Closed ffranr closed 6 years ago

ffranr commented 6 years ago

Given coverage information (results from the quasimap command), infer the best path(s) through the PRG. Generate a single path for a haploid and two paths for a diploid.

For the first implementation, only support haploid. Use Martin's Poisson model work to select the highest likelihood alleles for each site.

Example commands: gramtools infer --haploid --error-rate 0.01 --mean-depth 20 --output fasta_file_path

ffranr commented 6 years ago

Zam said this about handling diploids:

[Alex Dilthey] suggested a very nice and simple solution to our question of what to do post quasimapping with diploid species Basically the output of quasimap can be turned into a VCF (eg by Minos) and then fed into whatsHap, which will phase them (infer 2 paths). We could then pull out the two paths, as fasta, and map to them using standard tools We'd get new variants to add to the graph that way, AND for free get the 2 paths

But also, it leaves a clean interface where people can apply other phasing techniques for species (eg MHC) where you have a lot of background info, you can use statistical methods based on population frequencies to phase stuff But this would give uis a clean default that would work for every use case

ffranr commented 6 years ago

From my understanding, the above translates into the following additional possible uses of the infer command: gramtools infer --diploid --phase=whatsHap --output fasta_file_path

We could easily provide a Python API to make it easier for different phasing solutions to be used. I'm not sure what parameters whatsHap will require.
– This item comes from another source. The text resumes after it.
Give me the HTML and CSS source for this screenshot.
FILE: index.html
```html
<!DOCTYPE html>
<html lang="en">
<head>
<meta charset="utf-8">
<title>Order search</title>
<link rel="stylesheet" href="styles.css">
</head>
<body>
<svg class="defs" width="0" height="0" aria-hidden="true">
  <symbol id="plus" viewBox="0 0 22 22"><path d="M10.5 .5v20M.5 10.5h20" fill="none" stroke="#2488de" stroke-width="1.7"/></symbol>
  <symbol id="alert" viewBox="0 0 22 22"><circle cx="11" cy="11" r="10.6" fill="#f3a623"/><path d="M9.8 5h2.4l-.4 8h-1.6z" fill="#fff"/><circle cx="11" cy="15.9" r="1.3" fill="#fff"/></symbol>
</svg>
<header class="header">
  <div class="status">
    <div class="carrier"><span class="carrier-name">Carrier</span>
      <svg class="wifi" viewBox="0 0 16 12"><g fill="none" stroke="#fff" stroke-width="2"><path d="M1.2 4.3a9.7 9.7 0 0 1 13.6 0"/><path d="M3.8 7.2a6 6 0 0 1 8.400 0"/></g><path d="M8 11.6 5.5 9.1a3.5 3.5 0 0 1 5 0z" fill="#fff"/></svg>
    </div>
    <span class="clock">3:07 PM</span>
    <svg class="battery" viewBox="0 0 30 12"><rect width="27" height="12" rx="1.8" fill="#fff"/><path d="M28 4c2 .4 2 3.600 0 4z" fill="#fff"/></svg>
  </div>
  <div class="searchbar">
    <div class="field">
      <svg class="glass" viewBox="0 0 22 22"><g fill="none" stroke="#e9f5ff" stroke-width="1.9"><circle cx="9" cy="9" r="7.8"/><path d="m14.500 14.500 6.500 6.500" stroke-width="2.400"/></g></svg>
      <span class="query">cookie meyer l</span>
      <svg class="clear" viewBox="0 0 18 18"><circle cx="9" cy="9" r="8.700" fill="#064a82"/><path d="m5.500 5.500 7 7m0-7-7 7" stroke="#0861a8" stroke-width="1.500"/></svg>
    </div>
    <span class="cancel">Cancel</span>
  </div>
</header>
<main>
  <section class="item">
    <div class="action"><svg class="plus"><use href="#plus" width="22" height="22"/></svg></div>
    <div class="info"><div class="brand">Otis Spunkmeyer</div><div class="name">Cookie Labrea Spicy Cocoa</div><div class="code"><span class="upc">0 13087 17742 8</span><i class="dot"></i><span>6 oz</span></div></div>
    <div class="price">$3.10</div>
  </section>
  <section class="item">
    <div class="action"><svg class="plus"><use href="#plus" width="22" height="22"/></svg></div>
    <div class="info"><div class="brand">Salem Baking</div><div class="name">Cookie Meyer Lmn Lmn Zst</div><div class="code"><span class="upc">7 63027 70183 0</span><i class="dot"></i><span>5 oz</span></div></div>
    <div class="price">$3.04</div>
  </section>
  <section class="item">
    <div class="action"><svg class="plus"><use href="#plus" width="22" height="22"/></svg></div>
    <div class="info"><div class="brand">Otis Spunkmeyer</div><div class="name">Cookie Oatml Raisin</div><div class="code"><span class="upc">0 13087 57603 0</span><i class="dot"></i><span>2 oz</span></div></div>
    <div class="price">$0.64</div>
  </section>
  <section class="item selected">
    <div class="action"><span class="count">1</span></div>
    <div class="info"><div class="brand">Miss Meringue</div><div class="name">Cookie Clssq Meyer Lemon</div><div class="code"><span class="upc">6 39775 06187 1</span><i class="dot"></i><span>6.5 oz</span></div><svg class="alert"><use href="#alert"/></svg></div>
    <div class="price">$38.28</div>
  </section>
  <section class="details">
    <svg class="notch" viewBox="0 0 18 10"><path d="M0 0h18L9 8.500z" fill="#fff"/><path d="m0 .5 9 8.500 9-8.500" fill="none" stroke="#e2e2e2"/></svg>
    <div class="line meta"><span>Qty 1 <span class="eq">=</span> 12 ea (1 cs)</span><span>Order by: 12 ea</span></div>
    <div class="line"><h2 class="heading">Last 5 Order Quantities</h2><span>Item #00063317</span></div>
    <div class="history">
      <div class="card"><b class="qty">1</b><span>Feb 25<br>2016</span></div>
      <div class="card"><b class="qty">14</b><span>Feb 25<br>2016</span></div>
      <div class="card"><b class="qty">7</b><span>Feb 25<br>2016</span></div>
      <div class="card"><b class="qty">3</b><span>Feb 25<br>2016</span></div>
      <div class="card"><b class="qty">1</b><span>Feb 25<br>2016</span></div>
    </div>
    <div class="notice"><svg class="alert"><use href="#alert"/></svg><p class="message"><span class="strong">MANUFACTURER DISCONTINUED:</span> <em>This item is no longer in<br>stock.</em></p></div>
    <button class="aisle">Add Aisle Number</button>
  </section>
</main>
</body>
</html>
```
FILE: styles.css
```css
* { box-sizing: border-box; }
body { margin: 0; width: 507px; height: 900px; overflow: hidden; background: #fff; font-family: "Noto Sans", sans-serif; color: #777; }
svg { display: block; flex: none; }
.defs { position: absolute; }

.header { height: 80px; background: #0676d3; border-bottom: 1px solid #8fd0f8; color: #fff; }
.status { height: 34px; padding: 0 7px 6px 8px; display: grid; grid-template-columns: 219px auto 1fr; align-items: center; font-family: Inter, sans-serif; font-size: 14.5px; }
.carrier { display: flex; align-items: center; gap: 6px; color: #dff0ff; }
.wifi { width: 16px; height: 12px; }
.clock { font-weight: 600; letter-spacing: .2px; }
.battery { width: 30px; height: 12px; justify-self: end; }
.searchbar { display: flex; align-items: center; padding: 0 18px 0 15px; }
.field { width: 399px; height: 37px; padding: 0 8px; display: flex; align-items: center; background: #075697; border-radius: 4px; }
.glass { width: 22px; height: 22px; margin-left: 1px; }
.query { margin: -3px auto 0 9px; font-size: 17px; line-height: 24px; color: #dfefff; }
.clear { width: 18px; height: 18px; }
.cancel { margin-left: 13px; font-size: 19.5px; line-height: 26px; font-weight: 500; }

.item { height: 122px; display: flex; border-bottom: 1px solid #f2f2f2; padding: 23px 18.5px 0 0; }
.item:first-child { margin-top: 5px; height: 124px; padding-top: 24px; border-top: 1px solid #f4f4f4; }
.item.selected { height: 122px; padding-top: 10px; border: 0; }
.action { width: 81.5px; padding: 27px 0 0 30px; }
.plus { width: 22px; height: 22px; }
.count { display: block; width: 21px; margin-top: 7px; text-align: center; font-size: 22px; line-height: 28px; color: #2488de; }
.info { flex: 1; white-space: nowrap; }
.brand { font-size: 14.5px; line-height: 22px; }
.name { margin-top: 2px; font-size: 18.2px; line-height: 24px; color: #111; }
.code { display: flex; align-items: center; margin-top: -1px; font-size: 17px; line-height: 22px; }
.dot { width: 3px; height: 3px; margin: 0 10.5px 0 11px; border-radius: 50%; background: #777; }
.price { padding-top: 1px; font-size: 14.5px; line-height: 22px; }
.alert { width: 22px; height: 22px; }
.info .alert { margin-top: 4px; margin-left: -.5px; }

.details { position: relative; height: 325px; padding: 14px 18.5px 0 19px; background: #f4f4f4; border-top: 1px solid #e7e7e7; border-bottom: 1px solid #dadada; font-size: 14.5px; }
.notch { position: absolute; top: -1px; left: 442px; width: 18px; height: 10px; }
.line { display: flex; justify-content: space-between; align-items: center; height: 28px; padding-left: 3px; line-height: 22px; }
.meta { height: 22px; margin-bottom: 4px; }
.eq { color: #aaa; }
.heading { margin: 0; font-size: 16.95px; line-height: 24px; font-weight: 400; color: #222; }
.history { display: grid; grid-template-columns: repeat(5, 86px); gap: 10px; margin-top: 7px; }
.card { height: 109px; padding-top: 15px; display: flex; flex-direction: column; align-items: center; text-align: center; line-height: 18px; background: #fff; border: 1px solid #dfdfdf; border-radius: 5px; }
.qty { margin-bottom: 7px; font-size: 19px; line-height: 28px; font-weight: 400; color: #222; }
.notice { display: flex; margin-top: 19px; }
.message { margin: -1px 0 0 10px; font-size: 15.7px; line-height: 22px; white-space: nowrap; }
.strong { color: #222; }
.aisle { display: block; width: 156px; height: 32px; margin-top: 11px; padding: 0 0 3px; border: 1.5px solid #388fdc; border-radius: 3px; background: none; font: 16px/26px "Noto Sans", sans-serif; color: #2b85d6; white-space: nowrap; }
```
The above post also makes some additional points which relate to the discover command (could also be called add-variants).

ffranr commented 6 years ago

Leaving open as a reminder that a VCF format output option needs to be added to the infer command.

ffranr commented 6 years ago

VCF output support merged into master here: 58608bf85172bd57ff6c3a0c5ccc384421703b93 This output format is only supported if the build command used a VCF and reference to build the PRG. The perl script generated VCF is used as a VCF template.

I will close this issue now. It's getting a bit long. I would prefer to open new issues if necessary.